* [Exercise details]:
Which lines below hold the word "table"? Report each one.

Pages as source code
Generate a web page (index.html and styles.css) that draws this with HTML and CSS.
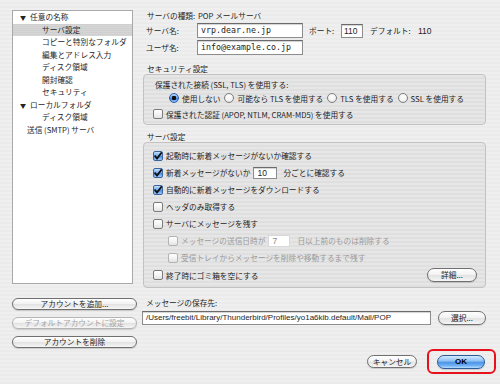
FILE: index.html
```html
<!DOCTYPE html>
<html lang="ja">
<head>
<meta charset="utf-8">
<link rel="stylesheet" href="styles.css">
</head>
<body>
<div class="window">
  <div class="left">
    <ul class="tree">
      <li class="row top"><span class="tri">▼</span>任意の名称</li>
      <li class="row sub sel">サーバ設定</li>
      <li class="row sub">コピーと特別なフォルダ</li>
      <li class="row sub">編集とアドレス入力</li>
      <li class="row sub">ディスク領域</li>
      <li class="row sub">開封確認</li>
      <li class="row sub">セキュリティ</li>
      <li class="row top"><span class="tri">▼</span>ローカルフォルダ</li>
      <li class="row sub">ディスク領域</li>
      <li class="row plain">送信 (SMTP) サーバ</li>
    </ul>
    <div class="acct-btns">
      <button class="pill wide">アカウントを追加...</button>
      <button class="pill wide disabled">デフォルトアカウントに設定</button>
      <button class="pill wide">アカウントを削除</button>
    </div>
  </div>

  <div class="right">
    <div class="line info"><span class="lbl">サーバの種類:</span><span>POP メールサーバ</span></div>
    <div class="line field">
      <span class="lbl">サーバ名:</span>
      <span class="input mono name">vrp.dear.ne.jp</span>
      <span class="port-lbl">ポート:</span>
      <span class="input port">110</span>
      <span class="def">デフォルト:</span><span class="def-val">110</span>
    </div>
    <div class="line field">
      <span class="lbl">ユーザ名:</span>
      <span class="input mono name">info@example.co.jp</span>
    </div>

    <div class="caption sec-cap">セキュリティ設定</div>
    <div class="group g1">
      <div class="g1-title">保護された接続 (SSL, TLS) を使用する:</div>
      <div class="radios">
        <span class="opt"><span class="radio on"></span>使用しない</span>
        <span class="opt"><span class="radio"></span>可能なら TLS を使用する</span>
        <span class="opt"><span class="radio"></span>TLS を使用する</span>
        <span class="opt"><span class="radio"></span>SSL を使用する</span>
      </div>
      <div class="opt"><span class="cb"></span>保護された認証 (APOP, NTLM, CRAM-MD5) を使用する</div>
    </div>

    <div class="caption srv-cap">サーバ設定</div>
    <div class="group g2">
      <div class="crow"><span class="cb on"></span>起動時に新着メッセージがないか確認する</div>
      <div class="crow"><span class="cb on"></span>新着メッセージがないか<span class="input mini ten">10</span>分ごとに確認する</div>
      <div class="crow"><span class="cb on"></span>自動的に新着メッセージをダウンロードする</div>
      <div class="crow"><span class="cb"></span>ヘッダのみ取得する</div>
      <div class="crow"><span class="cb"></span>サーバにメッセージを残す</div>
      <div class="crow indent dis"><span class="cb"></span>メッセージの送信日時が<span class="input mini seven">7</span>日以上前のものは削除する</div>
      <div class="crow indent dis"><span class="cb"></span>受信トレイからメッセージを削除や移動するまで残す</div>
      <div class="crow last"><span class="cbl"><span class="cb"></span>終了時にゴミ箱を空にする</span><button class="pill detail">詳細...</button></div>
    </div>

    <div class="caption store-cap">メッセージの保存先:</div>
    <div class="path-row">
      <span class="input path">/Users/freebit/Library/Thunderbird/Profiles/yo1a6kib.default/Mail/POP</span>
      <button class="pill choose">選択...</button>
    </div>

    <div class="footer">
      <button class="pill cancel">キャンセル</button>
      <span class="ok-frame"><button class="pill ok">OK</button></span>
    </div>
  </div>
</div>
</body>
</html>
```

FILE: styles.css
```css
* { box-sizing: border-box; }
html, body { margin: 0; padding: 0; }
body {
  width: 500px;
  height: 384px;
  overflow: hidden;
  font-family: "Noto Sans CJK JP", "Liberation Sans", sans-serif;
  font-size: 7.7px;
  color: #1e1e1e;
  background: repeating-linear-gradient(to bottom, #efefef 0 2px, #ebebeb 2px 4px);
}
.window {
  display: flex;
  padding: 10px 0 0 12px;
  height: 384px;
}
.left {
  width: 125px;
  display: flex;
  flex-direction: column;
}
.tree {
  list-style: none;
  margin: 0;
  padding: 0;
  width: 121px;
  height: 274px;
  background: #fff;
  border: 1px solid #a9a9a9;
}
.row {
  height: 12.5px;
  line-height: 12.5px;
  white-space: nowrap;
}
.row.top { padding-left: 7px; }
.row.sub { padding-left: 29px; }
.row.plain { padding-left: 14px; }
.row.sel {
  background: repeating-linear-gradient(to bottom, #cfcfcf 0 1px, #d6d6d6 1px 2px);
}
.tri {
  display: inline-block;
  width: 9px;
  font-size: 6px;
  color: #222;
  margin-right: 1px;
}
.acct-btns {
  display: flex;
  flex-direction: column;
  gap: 7px;
  margin-top: 14px;
}
.pill {
  font-family: inherit;
  font-size: 7.7px;
  color: #222;
  height: 12px;
  padding: 0;
  line-height: 10px;
  white-space: nowrap;
  text-align: center;
  border: 1px solid #6f6f6f;
  border-radius: 7px;
  background: linear-gradient(to bottom, #ffffff 0%, #f3f3f3 45%, #e3e3e3 55%, #f6f6f6 100%);
  box-shadow: 0 1px 1px rgba(0,0,0,0.15);
  cursor: default;
}
.pill.wide { width: 125px; }
.pill.disabled { color: #a4a4a4; border-color: #b4b4b4; }

.right {
  width: 343px;
  margin-left: 6px;
  display: flex;
  flex-direction: column;
}
.line {
  display: flex;
  align-items: center;
  white-space: nowrap;
}
.info { height: 10px; padding-left: 4px; }
.lbl { width: 51px; flex: none; }
.field { margin-top: 3px; padding-left: 3px; }
.field + .field { margin-top: 2px; }
.input {
  display: inline-block;
  background: #fff;
  border: 1px solid #8d8d8d;
  border-top-color: #6a6a6a;
  box-shadow: inset 0 1px 1px rgba(0,0,0,0.18);
  white-space: nowrap;
  overflow: hidden;
}
.mono {
  font-family: "DejaVu Sans Mono", "Liberation Mono", monospace;
  font-size: 8.3px;
}
.name {
  width: 106px;
  height: 15px;
  line-height: 13px;
  padding-left: 3px;
}
.port-lbl { margin-left: 6px; width: 32px; }
.port {
  width: 22px;
  height: 14px;
  line-height: 12px;
  padding-left: 2px;
  font-family: "Liberation Sans", sans-serif;
  font-size: 8.5px;
}
.def { margin-left: 7px; width: 48px; }
.def-val { font-family: "Liberation Sans", sans-serif; font-size: 8.5px; }

.caption { height: 10px; line-height: 10px; padding-left: 4px; }
.sec-cap { margin-top: 9px; }
.srv-cap { margin-top: 7px; }
.store-cap { margin-top: 10px; padding-left: 3px; }

.group {
  border: 1px solid #c2c2c2;
  border-radius: 4px;
  background: repeating-linear-gradient(to bottom, #e6e6e6 0 2px, #dfdfdf 2px 4px);
}
.g1 {
  height: 51px;
  padding: 5px 0 0 9px;
}
.g1-title { height: 10px; line-height: 10px; padding-left: 2px; }
.radios {
  display: flex;
  gap: 4px;
  margin-top: 2px;
  padding-left: 16px;
  height: 12px;
  align-items: center;
}
.opt {
  display: flex;
  align-items: center;
  height: 12px;
  white-space: nowrap;
}
.g1 > .opt { margin-top: 4px; }
.radio {
  width: 10px;
  height: 10px;
  border-radius: 50%;
  border: 1px solid #7d7d7d;
  background: radial-gradient(circle at 50% 35%, #ffffff 0%, #f0f0f0 60%, #d8d8d8 100%);
  margin-right: 3px;
  flex: none;
}
.radio.on {
  border-color: #2f5ea8;
  background: radial-gradient(circle at 50% 50%, #111 0 2px, transparent 2.5px),
              linear-gradient(to bottom, #bcdcff 0%, #5c9de8 50%, #3f83db 55%, #8fc4ff 100%);
}
.cb {
  width: 10px;
  height: 10px;
  border: 1px solid #7b7b7b;
  border-radius: 2px;
  background: linear-gradient(to bottom, #ffffff 0%, #f4f4f4 50%, #e2e2e2 100%);
  margin-right: 3px;
  flex: none;
  display: inline-block;
}
.cb.on {
  border-color: #3c64a0;
  background:
    url("data:image/svg+xml;utf8,<svg xmlns='http://www.w3.org/2000/svg' width='10' height='10' viewBox='0 0 10 10'><path d='M1.6 4.6 L4 7.6 L9.6 0.2' fill='none' stroke='%23111' stroke-width='1.8'/></svg>") center/10px 10px no-repeat,
    linear-gradient(to bottom, #c4e0ff 0%, #6aa6ea 50%, #4a8ce0 55%, #9acbff 100%);
}
.g2 {
  height: 146px;
  padding: 4px 8px 0 9px;
}
.crow {
  height: 17px;
  display: flex;
  align-items: center;
  white-space: nowrap;
}
.crow.indent { padding-left: 15px; }
.crow.dis { color: #9a9a9a; }
.crow.dis .cb { border-color: #b3b3b3; }
.mini {
  height: 12px;
  line-height: 10px;
  font-family: "Liberation Sans", sans-serif;
  font-size: 8.5px;
  padding-left: 3px;
}
.ten { width: 24px; margin: 0 6px 0 3px; }
.seven { width: 22px; margin: 0 7px 0 3px; border-color: #d8d8d8; box-shadow: none; color: #888; }
.crow.last { justify-content: space-between; height: 18px; }
.cbl { display: flex; align-items: center; }
.detail { width: 50px; height: 14px; }

.path-row {
  display: flex;
  align-items: center;
  margin-top: 3px;
  gap: 7px;
  margin-left: -1px;
}
.path {
  width: 289px;
  height: 14px;
  line-height: 12px;
  padding-left: 3px;
  font-family: "Liberation Sans", sans-serif;
  font-size: 8px;
}
.choose { width: 48px; height: 14px; }

.footer {
  display: flex;
  justify-content: flex-end;
  align-items: center;
  gap: 10px;
  margin-top: 24px;
  margin-right: -10px;
}
.cancel { width: 50px; height: 13px; }
.ok-frame {
  display: flex;
  border: 2px solid #e8101a;
  border-radius: 6px;
  padding: 4px 9px 3px 8px;
}
.ok {
  width: 48px;
  height: 14px;
  font-weight: bold;
  font-family: "Liberation Sans", sans-serif;
  font-size: 8px;
  color: #000;
  border-color: #2e5a99;
  background: linear-gradient(to bottom, #d4ebff 0%, #8fc2f5 40%, #4f95e5 55%, #6fb1f6 80%, #b6dcff 100%);
}
```
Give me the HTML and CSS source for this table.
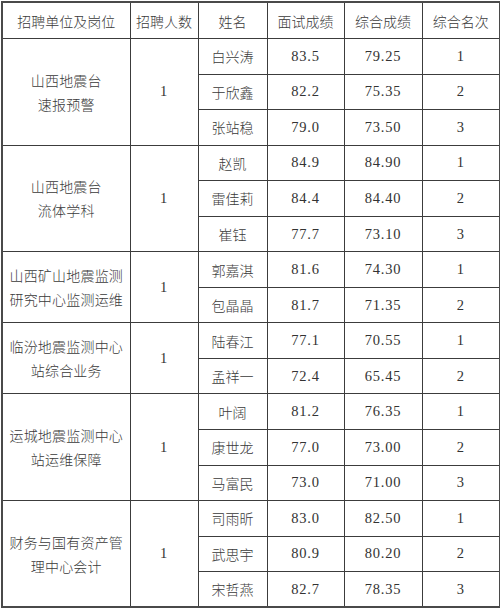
FILE: index.html
```html
<!DOCTYPE html>
<html lang="zh">
<head>
<meta charset="utf-8">
<link rel="stylesheet" href="styles.css">
</head>
<body>
<table class="score-table">
  <colgroup>
    <col class="c-unit"><col class="c-num"><col class="c-name"><col class="c-score"><col class="c-total"><col class="c-rank">
  </colgroup>
  <thead>
    <tr class="head"><th>招聘单位及岗位</th><th>招聘人数</th><th>姓名</th><th>面试成绩</th><th>综合成绩</th><th>综合名次</th></tr>
  </thead>
  <tbody>
    <tr><td class="unit" rowspan="3">山西地震台<br>速报预警</td><td class="n" rowspan="3">1</td><td>白兴涛</td><td class="n">83.5</td><td class="n">79.25</td><td class="n">1</td></tr>
    <tr><td>于欣鑫</td><td class="n">82.2</td><td class="n">75.35</td><td class="n">2</td></tr>
    <tr><td>张站稳</td><td class="n">79.0</td><td class="n">73.50</td><td class="n">3</td></tr>

    <tr><td class="unit" rowspan="3">山西地震台<br>流体学科</td><td class="n" rowspan="3">1</td><td>赵凯</td><td class="n">84.9</td><td class="n">84.90</td><td class="n">1</td></tr>
    <tr><td>雷佳莉</td><td class="n">84.4</td><td class="n">84.40</td><td class="n">2</td></tr>
    <tr><td>崔钰</td><td class="n">77.7</td><td class="n">73.10</td><td class="n">3</td></tr>

    <tr><td class="unit" rowspan="2">山西矿山地震监测<br>研究中心监测运维</td><td class="n" rowspan="2">1</td><td>郭嘉淇</td><td class="n">81.6</td><td class="n">74.30</td><td class="n">1</td></tr>
    <tr><td>包晶晶</td><td class="n">81.7</td><td class="n">71.35</td><td class="n">2</td></tr>

    <tr><td class="unit" rowspan="2">临汾地震监测中心<br>站综合业务</td><td class="n" rowspan="2">1</td><td>陆春江</td><td class="n">77.1</td><td class="n">70.55</td><td class="n">1</td></tr>
    <tr><td>孟祥一</td><td class="n">72.4</td><td class="n">65.45</td><td class="n">2</td></tr>

    <tr><td class="unit" rowspan="3">运城地震监测中心<br>站运维保障</td><td class="n" rowspan="3">1</td><td>叶阔</td><td class="n">81.2</td><td class="n">76.35</td><td class="n">1</td></tr>
    <tr><td>康世龙</td><td class="n">77.0</td><td class="n">73.00</td><td class="n">2</td></tr>
    <tr><td>马富民</td><td class="n">73.0</td><td class="n">71.00</td><td class="n">3</td></tr>

    <tr><td class="unit" rowspan="3">财务与国有资产管<br>理中心会计</td><td class="n" rowspan="3">1</td><td>司雨昕</td><td class="n">83.0</td><td class="n">82.50</td><td class="n">1</td></tr>
    <tr><td>武思宇</td><td class="n">80.9</td><td class="n">80.20</td><td class="n">2</td></tr>
    <tr><td>宋哲燕</td><td class="n">82.7</td><td class="n">78.35</td><td class="n">3</td></tr>
  </tbody>
</table>
</body>
</html>
```
FILE: styles.css
```css
html, body {
  margin: 0;
  padding: 0;
  background: #fff;
}
body {
  padding: 1px 0 0 1px;
}
.score-table {
  border-collapse: collapse;
  table-layout: fixed;
  width: 498px;
  font-family: "Noto Sans CJK SC", sans-serif;
  font-weight: 300;
  font-size: 14px;
  color: #3a3a3a;
  border: 2px solid #4a4a4a;
}
.c-unit { width: 128px; }
.c-num { width: 68px; }
.c-name { width: 69px; }
.c-score { width: 77px; }
.c-total { width: 78px; }
.c-rank { width: 78px; }
.score-table th,
.score-table td {
  border: 1px solid #3c3c3c;
  padding: 0;
  text-align: center;
  vertical-align: middle;
  font-weight: 300;
  white-space: nowrap;
}
.head th {
  height: 35px;
}
.score-table tbody tr {
  height: 35.56px;
}
.unit {
  line-height: 24px;
  letter-spacing: 0.2px;
}
.score-table .n {
  font-family: "Liberation Serif", serif;
  font-weight: normal;
  font-size: 14.5px;
  letter-spacing: 0.8px;
  color: #333;
}
```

* [Result of this task]:
Give me the HTML and CSS source for this table.
<table class="score-table">
</table>
.score-table {
  table-layout: fixed;
.score-table th,
.score-table td {
.score-table tbody tr {
.score-table .n {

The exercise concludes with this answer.